[rescue] Fun with ZFS (was: Friend needs storage solution)

Mike Meredith very at zonky.org
Thu Jul 6 13:04:28 CDT 2006


Digging up an ancient post :-

On Tue, 30 May 2006 12:23:05 -0500 (CDT), Jonathan C. Patschke wrote:
> uses its fstab equivalent (/etc/filesystems) to note mountpoints.  ZFS
> filesystems just get mounted where they think they should go: they
> don't show up in /etc/vfstab, and they don't show up usefully in the
> mount list.  The data is just out there...somewhere.

I haven't verified it myself, but 'zfs set mountpoint=legacy' might get
you back towards something more conventional. I must admit I like zfs
almost as much as AIX's storage management ... in some areas more
(snapshots, clones).

> filesystems thereon are separate entities.  You can't just carve a UFS
> or FAT filesystem out of a RAIDZ or use mirrored zpool for swap--the
> only things that will go on them are ZFS filesystems, and I never

Er ... not quite :-

% swap -l
swapfile             dev  swaplo blocks   free
/dev/dsk/c3t1d0s1   118,9      16 1058288 1015776
/dev/zvol/dsk/zp0/swap/0 252,1      16 2097136 2097136

Just create a fixed size 'filesystem' (zfs create -V size ...) and use
what I think is referred to as the 'emulated block device'. From the
sounds of it, you could use such a device for anything.

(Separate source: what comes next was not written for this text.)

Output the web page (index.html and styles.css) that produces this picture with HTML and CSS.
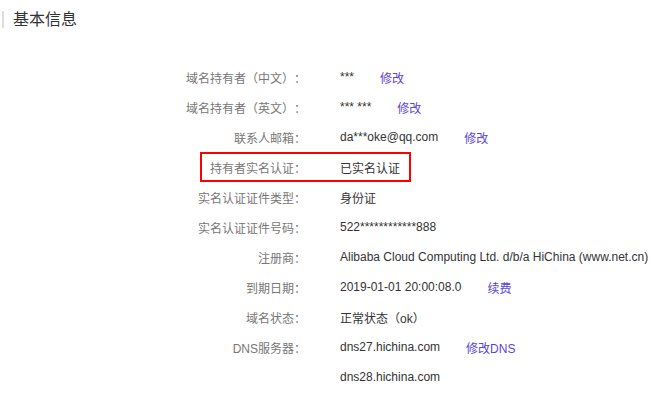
FILE: index.html
```html
<!DOCTYPE html>
<html lang="zh-CN">
<head>
    <meta charset="UTF-8">
    <meta name="viewport" content="width=device-width, initial-scale=1.0">
    <title>基本信息</title>
    <link rel="stylesheet" href="styles.css">
</head>
<body>
    <h2 class="title">基本信息</h2>

    <div class="info">
        <div class="row">
            <span class="label">域名持有者（中文）：</span>
            <span class="value">***</span>
            <a class="link" href="#">修改</a>
        </div>
        <div class="row">
            <span class="label">域名持有者（英文）：</span>
            <span class="value">*** ***</span>
            <a class="link" href="#">修改</a>
        </div>
        <div class="row">
            <span class="label">联系人邮箱：</span>
            <span class="value">da***oke@qq.com</span>
            <a class="link" href="#">修改</a>
        </div>
        <div class="row">
            <!-- highlight frame round the verification row -->
            <div class="mark"></div>
            <span class="label">持有者实名认证：</span>
            <span class="value">已实名认证</span>
        </div>
        <div class="row">
            <span class="label">实名认证证件类型：</span>
            <span class="value">身份证</span>
        </div>
        <div class="row">
            <span class="label">实名认证证件号码：</span>
            <span class="value">522************888</span>
        </div>
        <div class="row">
            <span class="label">注册商：</span>
            <span class="value">Alibaba Cloud Computing Ltd. d/b/a HiChina (www.net.cn)</span>
        </div>
        <div class="row">
            <span class="label">到期日期：</span>
            <span class="value">2019-01-01 20:00:08.0</span>
            <a class="link" href="#">续费</a>
        </div>
        <div class="row">
            <span class="label">域名状态：</span>
            <span class="value">正常状态（ok）</span>
        </div>
        <div class="row">
            <span class="label">DNS服务器：</span>
            <span class="value">dns27.hichina.com</span>
            <a class="link" href="#">修改DNS</a>
        </div>
        <div class="row">
            <span class="label"></span>
            <span class="value">dns28.hichina.com</span>
        </div>
    </div>
</body>
</html>
```

FILE: styles.css
```css
/* page */
body {
    font-family: "Liberation Sans", Arial, "Noto Sans CJK SC", sans-serif;
    font-size: 12px;
    color: #333;
    background-color: #fff;
    margin: 0;
    padding: 0;
    text-spacing-trim: space-all;
}

/* section title with grey bar on the left */
.title {
    margin: 11px 0 0 2px;
    padding-left: 9px;
    border-left: 2px solid #ddd;
    font-size: 16px;
    font-weight: normal;
    line-height: 17px;
    color: #333;
}

/* info list */
.info {
    margin-top: 34px;
}

.row {
    position: relative;
    display: flex;
    align-items: center;
    height: 30px;
}

.label {
    width: 306px;
    flex-shrink: 0;
    text-align: right;
    color: #777;
}

.value {
    margin-left: 34px;
    color: #333;
}

.link {
    margin-left: 26px;
    color: #5a45d8;
    text-decoration: none;
}

/* red frame */
.mark {
    position: absolute;
    left: 200px;
    top: 0;
    width: 207px;
    height: 26px;
    border: 2px solid #f00;
}
```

Certainly UFS
... I just checked.

> So, this means on a large Solaris system with lots of
> compartmentalized storage, you can potentially have:
>    * Regular disklabel devices with UFS and other filesystems.
>    * SVM metadevices with UFS and other filesystems.
>    * ZFS devices with ZFS filesystems.
>    * zpool metadevices (stripes, mirrors, and permutations thereof)
>    with
>      ZFS filesystems.
>    * RAIDZ metadevies with ZFS filesystems.
> 
> I don't know about you, but I would not want to maintain such a
> system.

You've left out Veritas, QFS, EMC PowerPath devices, SunSAN devices, and
probably other stuff :)

I think you've over complicated the ZFS complexity; perhaps by being too
tied to "devices". Pools contain any number of devices each of which can
be a simple disk device (or slice or file), or a complex device being a
mirror of simple devices or a raidz collection of simple devices. ZFS
filesystems/snapshots/clones aren't tied to a device at all ... just a
pool (except with 'emulated block devices').

For me the big problems with ZFS currently are :-

* Isn't supported by NetWorker (I know, but I'm stuck with it).

* You can't reduce the size of a pool.

* Can't make / a ZFS filesystem

Both of these will be solved in time I guess.